En trente ans, trente années de paix en principe pour les habitants l’Europe et de l’Amérique du Nord, Fisk a suivi un nombre impressionnant de guerres soutenues en sous-main par cet Occident apparemment paisible: au Liban, en Iran, en Irak à trois reprises. Il se préoccupe par ailleurs du sort des minorités, remonte dans le temps jusqu’au génocide arménien, rejoint les mânes de son père sur les champs de bataille français où il combattit pour la «civilisation», regarde et estime les dégâts commis par cette même «civilisation» au Moyen-Orient.
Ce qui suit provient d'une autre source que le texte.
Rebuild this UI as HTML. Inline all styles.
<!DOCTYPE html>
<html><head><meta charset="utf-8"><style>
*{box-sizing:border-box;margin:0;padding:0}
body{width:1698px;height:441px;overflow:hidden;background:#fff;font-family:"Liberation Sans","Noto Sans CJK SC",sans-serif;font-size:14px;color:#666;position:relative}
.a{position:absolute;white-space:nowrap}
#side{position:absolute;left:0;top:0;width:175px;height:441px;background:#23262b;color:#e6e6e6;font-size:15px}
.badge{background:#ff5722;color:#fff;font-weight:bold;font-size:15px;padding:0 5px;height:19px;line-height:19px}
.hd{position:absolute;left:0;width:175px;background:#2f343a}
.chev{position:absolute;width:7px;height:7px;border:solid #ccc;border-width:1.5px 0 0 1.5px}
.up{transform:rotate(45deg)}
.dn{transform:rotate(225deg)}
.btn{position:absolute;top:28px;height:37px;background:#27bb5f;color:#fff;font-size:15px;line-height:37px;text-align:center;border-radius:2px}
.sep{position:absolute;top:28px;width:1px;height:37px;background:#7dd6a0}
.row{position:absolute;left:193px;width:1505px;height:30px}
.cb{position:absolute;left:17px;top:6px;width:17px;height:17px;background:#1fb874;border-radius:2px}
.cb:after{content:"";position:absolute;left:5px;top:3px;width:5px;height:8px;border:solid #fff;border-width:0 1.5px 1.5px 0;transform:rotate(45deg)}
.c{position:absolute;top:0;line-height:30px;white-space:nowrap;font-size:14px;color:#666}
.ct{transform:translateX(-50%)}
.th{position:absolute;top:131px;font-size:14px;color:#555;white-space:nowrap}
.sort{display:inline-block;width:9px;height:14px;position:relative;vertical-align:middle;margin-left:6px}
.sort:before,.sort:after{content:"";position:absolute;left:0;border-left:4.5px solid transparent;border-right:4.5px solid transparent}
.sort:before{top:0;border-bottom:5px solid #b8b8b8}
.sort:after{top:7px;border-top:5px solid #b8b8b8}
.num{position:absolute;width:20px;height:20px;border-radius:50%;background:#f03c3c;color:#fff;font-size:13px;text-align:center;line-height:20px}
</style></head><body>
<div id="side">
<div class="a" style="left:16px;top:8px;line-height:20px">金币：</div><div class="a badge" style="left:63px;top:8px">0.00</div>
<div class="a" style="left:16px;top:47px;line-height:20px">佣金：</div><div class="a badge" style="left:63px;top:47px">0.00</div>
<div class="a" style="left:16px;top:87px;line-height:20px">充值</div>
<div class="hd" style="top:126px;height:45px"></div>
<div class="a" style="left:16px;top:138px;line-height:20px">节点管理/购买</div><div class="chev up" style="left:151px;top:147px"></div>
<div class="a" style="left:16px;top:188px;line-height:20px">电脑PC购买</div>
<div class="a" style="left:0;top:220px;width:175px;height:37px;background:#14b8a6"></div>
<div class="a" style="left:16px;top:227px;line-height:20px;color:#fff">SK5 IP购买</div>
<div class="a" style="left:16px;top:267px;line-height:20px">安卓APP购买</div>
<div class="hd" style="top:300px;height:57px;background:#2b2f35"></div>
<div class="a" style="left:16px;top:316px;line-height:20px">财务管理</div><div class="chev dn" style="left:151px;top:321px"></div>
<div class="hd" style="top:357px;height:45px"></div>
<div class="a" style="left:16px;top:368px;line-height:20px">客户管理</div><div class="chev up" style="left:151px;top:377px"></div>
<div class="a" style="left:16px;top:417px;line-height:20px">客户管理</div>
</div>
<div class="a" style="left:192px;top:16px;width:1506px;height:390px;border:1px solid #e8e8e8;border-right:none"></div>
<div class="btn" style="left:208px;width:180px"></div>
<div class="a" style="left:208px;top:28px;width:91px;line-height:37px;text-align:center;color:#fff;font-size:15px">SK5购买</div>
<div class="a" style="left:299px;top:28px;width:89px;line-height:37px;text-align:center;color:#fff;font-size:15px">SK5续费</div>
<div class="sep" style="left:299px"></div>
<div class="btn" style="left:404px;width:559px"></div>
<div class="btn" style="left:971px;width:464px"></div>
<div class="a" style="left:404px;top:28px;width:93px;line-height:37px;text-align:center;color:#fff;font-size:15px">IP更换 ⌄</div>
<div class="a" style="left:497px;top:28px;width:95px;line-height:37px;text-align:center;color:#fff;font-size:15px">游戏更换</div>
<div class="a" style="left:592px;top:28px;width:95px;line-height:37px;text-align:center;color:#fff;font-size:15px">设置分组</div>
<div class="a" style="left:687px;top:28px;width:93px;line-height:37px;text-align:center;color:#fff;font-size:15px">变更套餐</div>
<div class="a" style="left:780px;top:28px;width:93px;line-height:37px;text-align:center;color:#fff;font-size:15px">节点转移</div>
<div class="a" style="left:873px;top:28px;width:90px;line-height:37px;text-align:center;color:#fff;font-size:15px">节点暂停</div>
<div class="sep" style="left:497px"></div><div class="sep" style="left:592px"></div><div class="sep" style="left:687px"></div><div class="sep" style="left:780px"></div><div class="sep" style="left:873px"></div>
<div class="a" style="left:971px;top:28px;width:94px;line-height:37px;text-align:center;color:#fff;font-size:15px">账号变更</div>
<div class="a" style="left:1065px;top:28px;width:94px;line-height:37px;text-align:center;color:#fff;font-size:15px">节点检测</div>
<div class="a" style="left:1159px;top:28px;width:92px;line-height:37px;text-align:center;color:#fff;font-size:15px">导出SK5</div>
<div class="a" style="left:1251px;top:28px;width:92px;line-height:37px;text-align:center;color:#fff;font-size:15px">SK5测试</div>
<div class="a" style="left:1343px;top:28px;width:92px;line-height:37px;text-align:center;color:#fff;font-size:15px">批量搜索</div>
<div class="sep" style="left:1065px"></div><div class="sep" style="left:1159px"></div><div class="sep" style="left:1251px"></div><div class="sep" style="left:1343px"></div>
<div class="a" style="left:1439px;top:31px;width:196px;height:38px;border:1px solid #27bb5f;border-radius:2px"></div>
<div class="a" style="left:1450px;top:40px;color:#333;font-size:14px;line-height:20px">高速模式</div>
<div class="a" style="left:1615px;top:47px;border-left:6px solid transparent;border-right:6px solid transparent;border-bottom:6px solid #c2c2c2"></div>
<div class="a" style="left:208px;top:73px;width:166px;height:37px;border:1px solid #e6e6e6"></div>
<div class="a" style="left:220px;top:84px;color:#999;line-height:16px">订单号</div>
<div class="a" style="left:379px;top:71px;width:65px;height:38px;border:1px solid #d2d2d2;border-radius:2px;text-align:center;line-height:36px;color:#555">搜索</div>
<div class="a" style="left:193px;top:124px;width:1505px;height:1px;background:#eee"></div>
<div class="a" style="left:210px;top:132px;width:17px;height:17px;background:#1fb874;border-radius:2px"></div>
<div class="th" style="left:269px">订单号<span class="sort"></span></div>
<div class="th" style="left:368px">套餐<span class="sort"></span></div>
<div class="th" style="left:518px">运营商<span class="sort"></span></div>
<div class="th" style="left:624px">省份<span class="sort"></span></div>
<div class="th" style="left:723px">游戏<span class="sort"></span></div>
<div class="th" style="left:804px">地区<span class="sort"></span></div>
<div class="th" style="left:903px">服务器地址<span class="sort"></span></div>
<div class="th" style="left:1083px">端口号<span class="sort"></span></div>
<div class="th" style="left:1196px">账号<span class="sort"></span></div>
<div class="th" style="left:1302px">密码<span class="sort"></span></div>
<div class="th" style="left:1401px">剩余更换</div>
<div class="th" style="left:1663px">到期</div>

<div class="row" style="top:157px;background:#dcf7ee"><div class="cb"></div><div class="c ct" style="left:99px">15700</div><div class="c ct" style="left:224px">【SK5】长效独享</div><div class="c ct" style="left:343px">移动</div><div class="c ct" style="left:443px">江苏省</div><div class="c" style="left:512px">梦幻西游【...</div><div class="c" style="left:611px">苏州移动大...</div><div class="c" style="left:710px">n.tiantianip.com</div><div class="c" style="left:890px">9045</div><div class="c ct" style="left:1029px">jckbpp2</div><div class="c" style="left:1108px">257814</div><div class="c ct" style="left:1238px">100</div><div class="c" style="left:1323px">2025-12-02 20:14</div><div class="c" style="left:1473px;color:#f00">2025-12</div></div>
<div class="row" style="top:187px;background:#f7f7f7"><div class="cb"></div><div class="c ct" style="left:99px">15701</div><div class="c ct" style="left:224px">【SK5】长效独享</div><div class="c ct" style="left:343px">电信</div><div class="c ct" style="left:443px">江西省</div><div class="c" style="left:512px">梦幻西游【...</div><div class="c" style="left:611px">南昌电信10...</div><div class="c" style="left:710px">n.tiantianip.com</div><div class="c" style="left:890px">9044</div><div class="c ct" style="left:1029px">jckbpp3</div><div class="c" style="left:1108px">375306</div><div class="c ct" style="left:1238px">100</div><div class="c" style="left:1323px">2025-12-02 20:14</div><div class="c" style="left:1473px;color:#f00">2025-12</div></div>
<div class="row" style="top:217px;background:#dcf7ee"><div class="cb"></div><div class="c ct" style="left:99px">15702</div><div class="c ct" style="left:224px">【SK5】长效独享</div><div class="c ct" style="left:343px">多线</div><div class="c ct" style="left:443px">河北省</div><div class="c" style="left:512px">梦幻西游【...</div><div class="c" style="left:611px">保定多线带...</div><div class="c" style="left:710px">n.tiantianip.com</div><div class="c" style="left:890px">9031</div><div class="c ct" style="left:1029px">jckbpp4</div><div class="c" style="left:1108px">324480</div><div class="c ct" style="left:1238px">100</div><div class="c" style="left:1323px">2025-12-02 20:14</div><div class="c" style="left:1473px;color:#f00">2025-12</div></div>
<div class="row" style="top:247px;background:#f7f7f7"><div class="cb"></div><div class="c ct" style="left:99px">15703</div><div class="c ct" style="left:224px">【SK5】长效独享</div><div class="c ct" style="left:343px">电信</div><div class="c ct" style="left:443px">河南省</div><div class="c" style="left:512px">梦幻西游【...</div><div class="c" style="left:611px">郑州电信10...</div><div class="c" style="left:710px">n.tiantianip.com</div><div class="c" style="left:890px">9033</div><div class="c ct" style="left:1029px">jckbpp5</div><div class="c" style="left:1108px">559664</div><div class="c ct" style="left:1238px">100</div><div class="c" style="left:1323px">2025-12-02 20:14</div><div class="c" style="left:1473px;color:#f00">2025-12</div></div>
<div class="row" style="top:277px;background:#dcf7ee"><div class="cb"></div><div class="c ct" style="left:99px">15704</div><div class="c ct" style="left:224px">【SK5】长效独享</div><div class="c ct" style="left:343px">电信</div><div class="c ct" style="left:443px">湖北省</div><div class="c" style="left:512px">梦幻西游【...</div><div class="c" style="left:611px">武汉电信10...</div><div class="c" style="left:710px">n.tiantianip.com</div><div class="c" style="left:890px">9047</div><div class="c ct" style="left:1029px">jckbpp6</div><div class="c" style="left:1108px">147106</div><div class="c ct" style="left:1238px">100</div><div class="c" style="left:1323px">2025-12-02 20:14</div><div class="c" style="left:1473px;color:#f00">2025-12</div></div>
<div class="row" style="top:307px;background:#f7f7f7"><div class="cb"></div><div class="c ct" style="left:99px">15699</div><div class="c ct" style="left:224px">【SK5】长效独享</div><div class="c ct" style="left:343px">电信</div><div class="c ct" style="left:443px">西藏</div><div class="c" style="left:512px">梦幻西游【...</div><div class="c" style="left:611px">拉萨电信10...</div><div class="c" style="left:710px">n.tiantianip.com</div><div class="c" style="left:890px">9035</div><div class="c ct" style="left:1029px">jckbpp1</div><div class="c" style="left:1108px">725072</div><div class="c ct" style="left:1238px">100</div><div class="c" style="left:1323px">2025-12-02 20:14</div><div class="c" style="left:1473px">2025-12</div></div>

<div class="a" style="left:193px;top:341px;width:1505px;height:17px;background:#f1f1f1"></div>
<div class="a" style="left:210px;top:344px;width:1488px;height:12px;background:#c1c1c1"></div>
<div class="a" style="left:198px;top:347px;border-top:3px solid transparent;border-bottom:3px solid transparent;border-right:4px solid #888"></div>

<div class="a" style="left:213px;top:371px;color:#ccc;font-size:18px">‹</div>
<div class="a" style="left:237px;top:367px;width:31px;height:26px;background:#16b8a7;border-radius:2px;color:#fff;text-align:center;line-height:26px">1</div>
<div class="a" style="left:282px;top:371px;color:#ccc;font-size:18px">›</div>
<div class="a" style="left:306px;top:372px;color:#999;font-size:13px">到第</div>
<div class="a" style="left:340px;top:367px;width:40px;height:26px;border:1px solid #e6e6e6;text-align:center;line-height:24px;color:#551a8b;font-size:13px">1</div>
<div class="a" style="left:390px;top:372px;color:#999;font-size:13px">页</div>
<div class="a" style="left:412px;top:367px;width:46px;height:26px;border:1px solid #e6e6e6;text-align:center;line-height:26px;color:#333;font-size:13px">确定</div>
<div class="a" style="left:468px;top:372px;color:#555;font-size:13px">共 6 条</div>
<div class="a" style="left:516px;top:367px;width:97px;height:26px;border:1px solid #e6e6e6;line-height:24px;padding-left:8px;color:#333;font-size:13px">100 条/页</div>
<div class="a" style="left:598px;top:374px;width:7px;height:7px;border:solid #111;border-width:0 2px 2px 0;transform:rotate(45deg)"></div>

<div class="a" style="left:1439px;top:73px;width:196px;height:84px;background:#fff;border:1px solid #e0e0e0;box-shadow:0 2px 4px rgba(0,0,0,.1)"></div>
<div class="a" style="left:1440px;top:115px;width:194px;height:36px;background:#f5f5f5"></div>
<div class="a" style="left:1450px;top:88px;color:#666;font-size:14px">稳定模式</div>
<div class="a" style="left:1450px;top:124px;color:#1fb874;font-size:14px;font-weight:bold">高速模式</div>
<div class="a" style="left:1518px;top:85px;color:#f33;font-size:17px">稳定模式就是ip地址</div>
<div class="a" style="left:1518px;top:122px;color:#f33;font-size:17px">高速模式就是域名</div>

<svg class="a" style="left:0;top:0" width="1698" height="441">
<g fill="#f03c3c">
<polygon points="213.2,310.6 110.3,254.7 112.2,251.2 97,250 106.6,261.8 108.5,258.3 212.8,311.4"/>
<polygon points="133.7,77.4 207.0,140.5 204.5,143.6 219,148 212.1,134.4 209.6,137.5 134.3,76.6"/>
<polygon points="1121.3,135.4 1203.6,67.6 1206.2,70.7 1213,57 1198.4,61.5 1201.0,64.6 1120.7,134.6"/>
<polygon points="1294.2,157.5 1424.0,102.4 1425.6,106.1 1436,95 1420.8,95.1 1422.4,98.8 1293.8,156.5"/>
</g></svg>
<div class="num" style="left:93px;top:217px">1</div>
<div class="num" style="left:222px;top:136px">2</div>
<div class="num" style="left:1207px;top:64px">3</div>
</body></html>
S’il est intraitable sur les responsabilités occidentales, anglo-saxonnes (mais aussi françaises) en particulier, il n’idéalise pas pour autant les victimes musulmanes. Il ne fait en somme que prendre acte du fait que le centre de gravité violemment tourbillonnant du monde a glissé après la Deuxième Guerre mondiale vers les déserts orientaux. Et que, guerre après guerre, le désordre ne fait que s’amplifier.

——-
«A tire d’ailes», contributions de Hans Ulrich Jost à une histoire critique de la Suisse, Editions Antipodes, Lausanne, 2005, 612 pages.

«La grande guerre pour la civilisation. L’Occident à la conquête du Moyen-Orient (1979-2005)». Par Robert Fisk. Traduit de l’anglais. Editions La Découverte, Paris, 2005. 954 pages.